Roger Quemener

Personal information
- Nickname: Monsieur Paris-Colmar
- Born: 17 June 1941 France
- Died: 18 July 2021 (aged 81)

Sport
- Country: France
- Event(s): Racewalking, Ultramarathon
- Club: AS Police Paris (1970–1989)

= Roger Quemener =

French racewalker (1941–2021)

Roger Quemener (17 June 1941 – 18 July 2021) was a French racewalker, who was a legend of the Ultramarathon race Paris-Colmar winning seven times.

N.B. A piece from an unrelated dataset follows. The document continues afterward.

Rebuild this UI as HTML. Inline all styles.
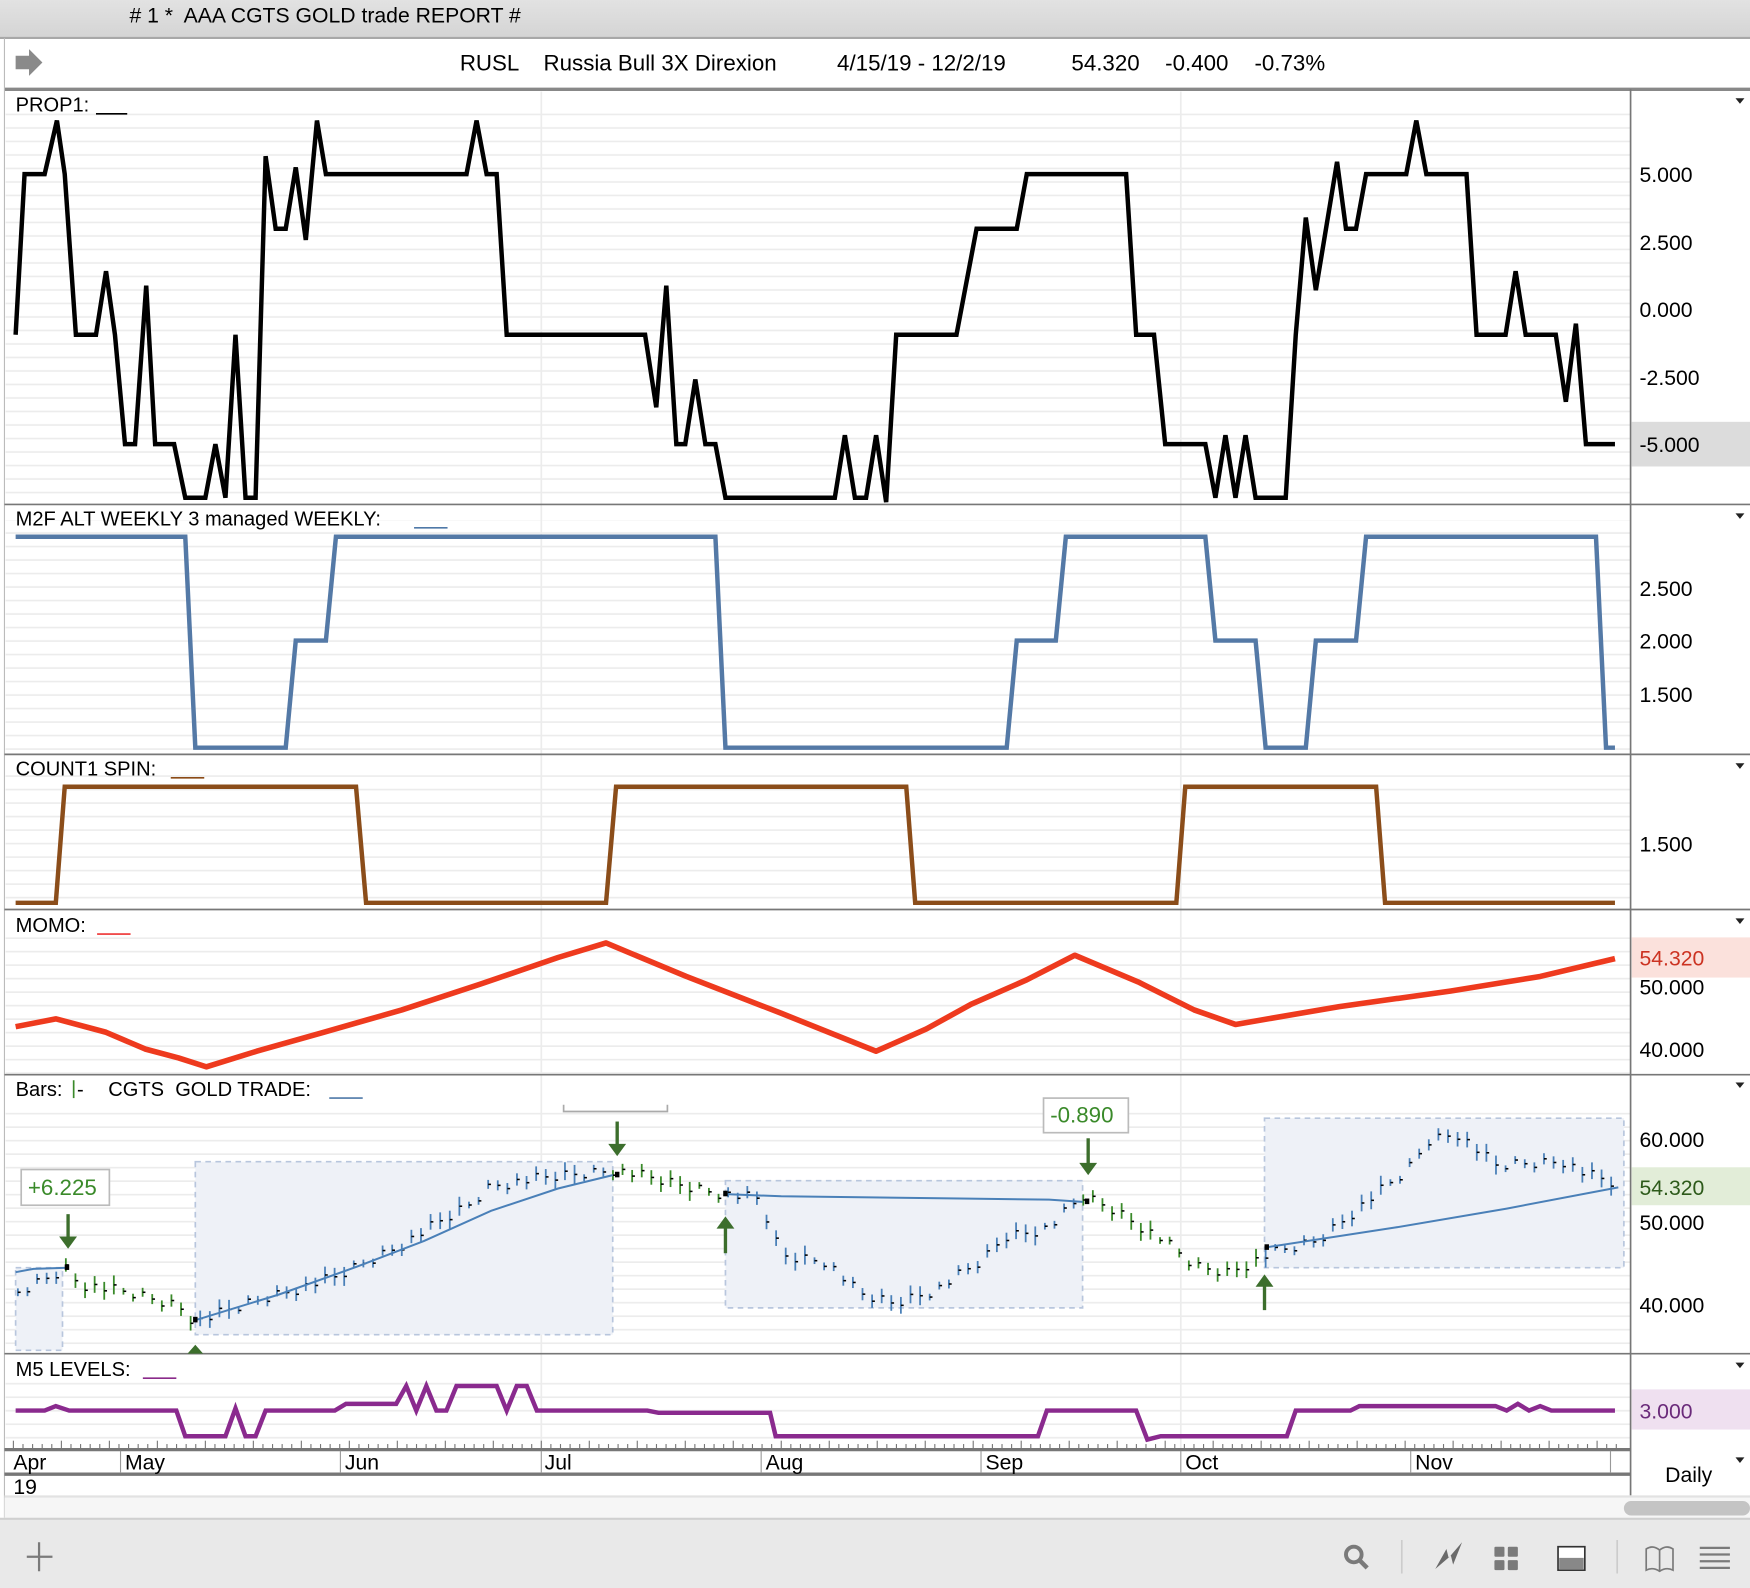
<!DOCTYPE html>
<html><head><meta charset="utf-8"><style>
html,body{margin:0;padding:0;background:#fff;overflow:hidden}
svg{display:block}
text{font-family:"Liberation Sans",Arial,sans-serif;fill:#000;white-space:pre}
</style></head><body>
<svg id="s" width="1750" height="1588" viewBox="0 0 1568 1423" preserveAspectRatio="none" xmlns="http://www.w3.org/2000/svg" xml:space="preserve">
<defs>
<pattern id="g" x="0" y="0" width="10" height="12.1" patternUnits="userSpaceOnUse"><rect x="0" y="5" width="10" height="1.5" fill="#ececec"/></pattern>
<linearGradient id="tb" x1="0" y1="0" x2="0" y2="1"><stop offset="0" stop-color="#e2e2e2"/><stop offset="1" stop-color="#d4d4d4"/></linearGradient>
</defs>
<rect width="1568" height="1423" fill="#fff"/>
<rect x="0" y="0" width="1568" height="34" fill="url(#tb)"/>
<line x1="0" y1="34" x2="1568" y2="34" stroke="#a8a8a8" stroke-width="2"/>
<text x="116" y="20" font-size="19"># 1 *  AAA CGTS GOLD trade REPORT #</text>
<path d="M14 50h12v-6l12 12-12 12v-6h-12z" fill="#8a8a8a"/>
<text x="412" y="63" font-size="20">RUSL</text>
<text x="487" y="63" font-size="20">Russia Bull 3X Direxion</text>
<text x="750" y="63" font-size="20">4/15/19 - 12/2/19</text>
<text x="960" y="63" font-size="20">54.320</text>
<text x="1044" y="63" font-size="20">-0.400</text>
<text x="1124" y="63" font-size="20">-0.73%</text>
<line x1="4" y1="80" x2="1568" y2="80" stroke="#888" stroke-width="3"/>
<line x1="4" y1="34" x2="4" y2="1360" stroke="#bbb" stroke-width="1"/>
<rect x="5" y="94" width="1456" height="358" fill="url(#g)"/>
<rect x="5" y="466" width="1456" height="210" fill="url(#g)"/>
<rect x="5" y="690" width="1456" height="125" fill="url(#g)"/>
<rect x="5" y="840" width="1456" height="123" fill="url(#g)"/>
<rect x="5" y="990" width="1456" height="223" fill="url(#g)"/>
<rect x="5" y="1238" width="1456" height="60" fill="url(#g)"/>
<g stroke="#ececec" stroke-width="1.5">
<line x1="485" y1="82" x2="485" y2="1298"/><line x1="1058" y1="82" x2="1058" y2="1298"/>
</g>
<g stroke="#777" stroke-width="1.5">
<line x1="4" y1="452" x2="1568" y2="452"/><line x1="4" y1="676" x2="1568" y2="676"/>
<line x1="4" y1="815" x2="1568" y2="815"/><line x1="4" y1="963" x2="1568" y2="963"/>
<line x1="4" y1="1213" x2="1568" y2="1213"/>
</g>
<line x1="1461" y1="80" x2="1461" y2="1340" stroke="#777" stroke-width="1.5"/>
<rect x="1462" y="378" width="106" height="40" fill="#dcdcdc"/>
<rect x="1462" y="840" width="106" height="36" fill="#fbe1dc"/>
<rect x="1462" y="1046" width="106" height="34" fill="#e2edd8"/>
<rect x="1462" y="1245" width="106" height="36" fill="#efe0f0"/>
<g font-size="19">
<text x="1469" y="163">5.000</text><text x="1469" y="224">2.500</text><text x="1469" y="284">0.000</text>
<text x="1469" y="345">-2.500</text><text x="1469" y="405">-5.000</text>
<text x="1469" y="534">2.500</text><text x="1469" y="581">2.000</text><text x="1469" y="629">1.500</text>
<text x="1469" y="763">1.500</text>
<text x="1469" y="891">50.000</text><text x="1469" y="947">40.000</text>
<text x="1469" y="865" style="fill:#cc3322">54.320</text>
<text x="1469" y="1028">60.000</text><text x="1469" y="1102">50.000</text><text x="1469" y="1176">40.000</text>
<text x="1469" y="1071" style="fill:#2d5a1a">54.320</text>
<text x="1469" y="1271" style="fill:#6a2a7a">3.000</text>
</g>
<g fill="#222"><path d="M1555 88h8l-4 5z"/><path d="M1555 460h8l-4 5z"/><path d="M1555 684h8l-4 5z"/><path d="M1555 823h8l-4 5z"/><path d="M1555 970h8l-4 5z"/><path d="M1555 1221h8l-4 5z"/><path d="M1555 1306h8l-4 5z"/></g>
<g font-size="18">
<text x="14" y="100">PROP1:</text><line x1="86" y1="102" x2="114" y2="102" stroke="#000" stroke-width="1.5"/>
<text x="14" y="471">M2F ALT WEEKLY 3 managed WEEKLY:</text><line x1="371" y1="473" x2="401" y2="473" stroke="#4f79a8" stroke-width="1.5"/>
<text x="14" y="695">COUNT1 SPIN:</text><line x1="153" y1="697" x2="183" y2="697" stroke="#8b4a16" stroke-width="1.5"/>
<text x="14" y="835">MOMO:</text><line x1="87" y1="837" x2="117" y2="837" stroke="#e33" stroke-width="1.5"/>
<text x="14" y="982">Bars:</text><line x1="66" y1="968" x2="66" y2="984" stroke="#3a8a2a" stroke-width="1.5"/><text x="69" y="982">-</text><text x="97" y="982">CGTS  GOLD TRADE:</text><line x1="295" y1="984" x2="325" y2="984" stroke="#4f79a8" stroke-width="1.5"/>
<text x="14" y="1233">M5 LEVELS:</text><line x1="128" y1="1235" x2="158" y2="1235" stroke="#8a2a8a" stroke-width="1.5"/>
</g>
<polyline fill="none" stroke="#000" stroke-width="4" points="14,300 22,156 40,156 51,108 58,156 68,300 86,300 95,243 103,300 112,398 121,398 131,256 139,398 156,398 166,446 184,446 193,398 202,446 211,300 220,446 229,446 238,140 247,205 256,205 265,150 274,215 284,108 292,156 418,156 427,108 436,156 445,156 454,300 578,300 588,365 597,256 606,398 614,398 623,340 632,398 641,398 650,446 748,446 757,390 766,446 776,446 785,390 794,450 803,300 857,300 875,205 911,205 920,156 1009,156 1018,300 1034,300 1044,398 1080,398 1089,446 1098,390 1107,446 1116,390 1125,446 1152,446 1161,300 1170,195 1179,260 1198,145 1206,205 1215,205 1224,156 1260,156 1269,108 1278,156 1314,156 1323,300 1349,300 1358,243 1367,300 1394,300 1403,360 1412,290 1421,398 1447,398"/>
<polyline fill="none" stroke="#5479a6" stroke-width="4" points="14,481 166,481 175,670 256,670 265,574 292,574 301,481 641,481 650,670 902,670 911,574 946,574 955,481 1080,481 1089,574 1125,574 1134,670 1170,670 1179,574 1215,574 1224,481 1430,481 1439,670 1447,670"/>
<polyline fill="none" stroke="#8b4d1a" stroke-width="4" points="14,809 50,809 58,705 319,705 328,809 543,809 552,705 812,705 820,809 1054,809 1062,705 1233,705 1241,809 1447,809"/>
<polyline fill="none" stroke="#ee3a1e" stroke-width="5" stroke-linejoin="round" points="14,920 50,913 95,925 130,940 160,948 185,956 230,942 290,925 360,905 430,882 500,858 543,845 615,875 700,908 785,942 830,922 870,900 920,878 963,856 1020,880 1070,905 1107,918 1200,902 1300,888 1380,875 1447,859"/>
<g fill="#eef1f7" stroke="#b8c6dd" stroke-width="1.5" stroke-dasharray="5 4">
<rect x="14" y="1136" width="42" height="74"/><rect x="175" y="1041" width="374" height="155"/>
<rect x="650" y="1058" width="320" height="114"/><rect x="1133" y="1002" width="322" height="134"/>
</g>
<g id="bars"></g>
<g fill="none" stroke="#4a80b8" stroke-width="1.8">
<polyline points="14,1140 30,1137 60,1136"/>
<polyline points="175,1183 250,1160 320,1135 380,1112 440,1085 500,1065 549,1053"/>
<polyline points="650,1070 700,1072 860,1074 940,1075 970,1077"/>
<polyline points="1133,1118 1250,1100 1350,1083 1450,1064"/>
</g>
<g fill="#000"><rect x="58" y="1133" width="4" height="5"/><rect x="173" y="1180" width="4" height="5"/><rect x="551" y="1050" width="4" height="5"/><rect x="648" y="1067" width="4" height="5"/><rect x="972" y="1074" width="4" height="5"/><rect x="1133" y="1115" width="4" height="5"/></g>
<g fill="#3c6e2c" stroke="#3c6e2c">
<line x1="61" y1="1088" x2="61" y2="1110" stroke-width="3"/><path d="M53 1108h16l-8 11z" stroke="none"/>
<line x1="553" y1="1005" x2="553" y2="1027" stroke-width="3"/><path d="M545 1025h16l-8 11z" stroke="none"/>
<line x1="975" y1="1020" x2="975" y2="1044" stroke-width="3"/><path d="M967 1042h16l-8 11z" stroke="none"/>
<line x1="650" y1="1123" x2="650" y2="1100" stroke-width="3"/><path d="M642 1101h16l-8-11z" stroke="none"/>
<line x1="1133" y1="1174" x2="1133" y2="1152" stroke-width="3"/><path d="M1125 1153h16l-8-11z" stroke="none"/>
<path d="M168 1213h14l-7-8z" stroke="none"/>
</g>
<rect x="19" y="1048" width="79" height="32" fill="#fff" stroke="#bbb" stroke-width="1.5"/>
<text x="25" y="1071" font-size="20" style="fill:#3a8a2a">+6.225</text>
<rect x="935" y="984" width="76" height="31" fill="#fff" stroke="#bbb" stroke-width="1.5"/>
<text x="941" y="1006" font-size="20" style="fill:#3a8a2a">-0.890</text>
<path d="M505 990v6h93v-6" fill="none" stroke="#aaa" stroke-width="1.5"/>
<polyline fill="none" stroke="#8a2a8e" stroke-width="4" points="14,1264 40,1264 50,1260 62,1264 158,1264 166,1287 202,1287 211,1262 220,1287 229,1287 238,1264 300,1264 310,1258 355,1258 364,1242 373,1264 382,1242 391,1264 400,1264 409,1242 445,1242 454,1264 463,1242 472,1242 481,1264 580,1264 590,1266 690,1266 695,1287 930,1287 938,1264 1018,1264 1028,1290 1040,1287 1153,1287 1161,1264 1210,1264 1218,1260 1340,1260 1350,1264 1360,1258 1370,1264 1380,1260 1390,1264 1447,1264"/>
<g id="ticks" stroke="#777" stroke-width="1"></g>
<line x1="4" y1="1299" x2="1461" y2="1299" stroke="#777" stroke-width="3"/>
<line x1="4" y1="1321" x2="1461" y2="1321" stroke="#777" stroke-width="3"/>
<g stroke="#999" stroke-width="1"><line x1="108" y1="1300" x2="108" y2="1320"/><line x1="305" y1="1300" x2="305" y2="1320"/><line x1="485" y1="1300" x2="485" y2="1320"/><line x1="682" y1="1300" x2="682" y2="1320"/><line x1="879" y1="1300" x2="879" y2="1320"/><line x1="1058" y1="1300" x2="1058" y2="1320"/><line x1="1264" y1="1300" x2="1264" y2="1320"/><line x1="1443" y1="1300" x2="1443" y2="1320"/></g>
<g font-size="19">
<text x="12" y="1317">Apr</text><text x="112" y="1317">May</text><text x="309" y="1317">Jun</text><text x="488" y="1317">Jul</text><text x="686" y="1317">Aug</text><text x="883" y="1317">Sep</text><text x="1062" y="1317">Oct</text><text x="1268" y="1317">Nov</text>
<text x="12" y="1339">19</text><text x="1492" y="1328">Daily</text>
</g>
<rect x="4" y="1341" width="1564" height="20" fill="#f6f6f6"/>
<line x1="4" y1="1341" x2="1568" y2="1341" stroke="#e2e2e2" stroke-width="2"/>
<rect x="1455" y="1345" width="113" height="13" rx="6.5" fill="#c4c4c4"/>
<rect x="0" y="1361" width="1568" height="62" fill="#e9e9e9"/>
<line x1="0" y1="1361" x2="1568" y2="1361" stroke="#d0d0d0" stroke-width="2"/>
<g stroke="#7a7a7a" stroke-width="2"><line x1="35" y1="1382" x2="35" y2="1408"/><line x1="24" y1="1395" x2="47" y2="1395"/></g>
<circle cx="1213" cy="1393" r="7" fill="none" stroke="#7a7a7a" stroke-width="3.5"/><line x1="1218" y1="1398" x2="1225" y2="1405" stroke="#7a7a7a" stroke-width="4"/>
<line x1="1256" y1="1380" x2="1256" y2="1410" stroke="#ccc" stroke-width="1.5"/>
<path d="M1286 1406l10-18 2 8 12-14-8 20-2-8z" fill="#6a6a6a"/>
<g fill="#7a7a7a"><rect x="1339" y="1386" width="9" height="9" rx="1"/><rect x="1351" y="1386" width="9" height="9" rx="1"/><rect x="1339" y="1398" width="9" height="9" rx="1"/><rect x="1351" y="1398" width="9" height="9" rx="1"/></g>
<rect x="1396" y="1386" width="24" height="21" fill="#fff" stroke="#333" stroke-width="1.5"/><rect x="1397" y="1396" width="22" height="10" fill="#888"/>
<line x1="1449" y1="1380" x2="1449" y2="1410" stroke="#ccc" stroke-width="1.5"/>
<path d="M1475 1407v-19q6-4 12 1q6-5 12-1v19q-6-3-12 1q-6-4-12-1zM1487 1389v19" fill="none" stroke="#7a7a7a" stroke-width="1.5"/>
<g stroke="#7a7a7a" stroke-width="2"><line x1="1523" y1="1387" x2="1550" y2="1387"/><line x1="1523" y1="1393" x2="1550" y2="1393"/><line x1="1523" y1="1399" x2="1550" y2="1399"/><line x1="1523" y1="1405" x2="1550" y2="1405"/></g>
</svg>
<script>
(function(){
var pts=[[14,1160],[60,1136],[70,1150],[120,1160],[160,1170],[175,1185],[240,1162],[300,1145],[360,1115],[420,1080],[440,1062],[470,1058],[550,1048],[600,1060],[650,1070],[680,1075],[700,1125],[740,1130],[770,1160],[800,1168],[840,1155],[880,1130],[900,1108],[940,1100],[970,1072],[1000,1085],[1040,1110],[1070,1135],[1100,1140],[1135,1125],[1180,1112],[1220,1080],[1260,1050],[1280,1022],[1305,1015],[1340,1045],[1400,1040],[1420,1052],[1450,1062]];
function yAt(x){for(var i=0;i<pts.length-1;i++){if(x>=pts[i][0]&&x<=pts[i+1][0]){var t=(x-pts[i][0])/(pts[i+1][0]-pts[i][0]);return pts[i][1]+t*(pts[i+1][1]-pts[i][1]);}}return pts[pts.length-1][1];}
function inBox(x){return (x>=14&&x<=56)||(x>=175&&x<=549)||(x>=650&&x<=970)||(x>=1133&&x<=1455);}
var g=document.getElementById("bars"),s="",k=0;
for(var x=16;x<=1448;x+=8.6){k++;var y=yAt(x)+((k*37)%11-5);var h=6+(k*13)%12;var c=inBox(x)?"#4a80b8":"#3a8a2a";
s+='<line x1="'+x.toFixed(1)+'" y1="'+(y-h/2).toFixed(1)+'" x2="'+x.toFixed(1)+'" y2="'+(y+h/2).toFixed(1)+'" stroke="'+c+'" stroke-width="1.6"/>';
s+='<line x1="'+x.toFixed(1)+'" y1="'+(y).toFixed(1)+'" x2="'+(x+2.5).toFixed(1)+'" y2="'+y.toFixed(1)+'" stroke="#000" stroke-width="1.4"/>';}
g.innerHTML=s;
var t=document.getElementById("ticks"),u="";
for(var x2=12;x2<1450;x2+=8.6){var big=(Math.round((x2-12)/8.6)%5==0);u+='<line x1="'+x2.toFixed(1)+'" y1="'+(big?1291:1294)+'" x2="'+x2.toFixed(1)+'" y2="1298"/>';}
t.innerHTML=u;
})();
</script>
</body></html>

He thus had the record number of wins, until Polish racewalker Grzegorz Adam Urbanowski brought it to ten wins.

==Career==
Of Breton descent, Quemener joined the Parisian police in 1963, and later became a member of the AS Police Paris sporting association. He only started top-level sport at 28 years old. He contested mainly long-distance races, he was French champion in the 100 kilometers in 1971, 1972 and 1975.
In 1979 Quemener won the classic Paris-Strasbourg. Subsequently, he won the same race in 1983, known as Paris-Colmar since 1981, and five times consecutively from 1985 to 1989. He used to stop to get shaved before the arrival at Colmar to cross the finish line with a clean-shaven face. Later Quemener became deputy director of the competition.